Accessibility suffers. Without the easy application of widespread standards, addressing issues of noncompliance can feel like one never-ending game of whack-a-mole. 

“The accessibility folks, they get it because they know what happens when you put all of those barriers to entry in the way,” Holzschlag said. “Everything that is content becomes unavailable, inaccessible. This is not tack-it-on. …It's about humanity being able to get and interact with the content.” 

Luckily, the Internet moves fast, with power players and dominant systems rising and falling swiftly. Holzschlag sees a horizon full of possibilities for a truly inclusive web, one in which technology supports the needs and preferences of its users, with the emergence of technologies like cryptocurrency and virtual reality. 
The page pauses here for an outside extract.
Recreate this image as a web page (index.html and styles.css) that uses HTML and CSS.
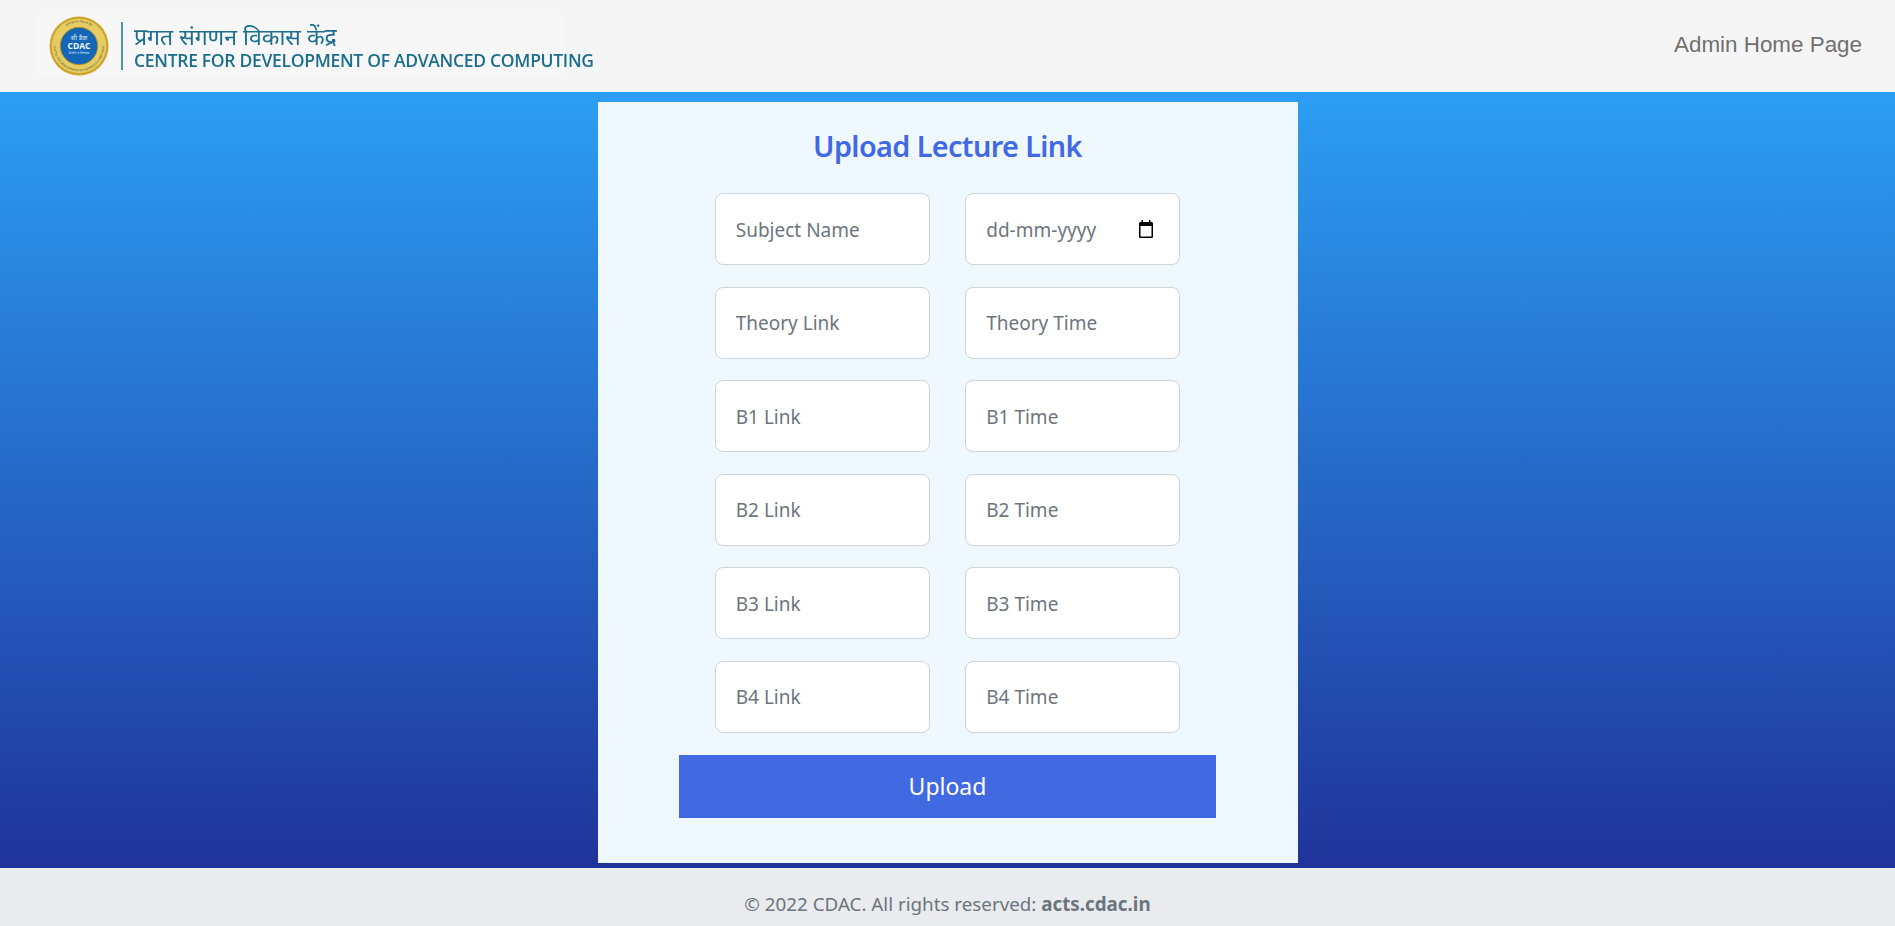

“Today's designers are moving into this web 3.0, these very complicated metaverses, which is an immersive technology using the senses,” she said. “You want to have touch. You want to have smell. You want to have sound. You want to have video. You want to have captioning. You want to have every single possible thing there because somebody is going to use it.”

After 30 years of writing about, advocating for, and striving to achieve an open web, you would think Holzschlag would be tired of the constant challenges. Hardly.

“People are like, ‘Oh my God, are we going to be done yet?’” she said. “Which just cracks me up because it's like, evolutionary technology is evolutionary. Do you understand that concept? We don't know where we're going to end up and that's the fun of it.” 

Molly Holzschlag’s May 9 keynote will be at 5 pm CT on Redefining Accessibility for the World Wide Web. The event will take place at the Holiday Inn Town Lake in Austin, Texas. It will be open to the public and broadcast live on the Knowbility YouTube channel.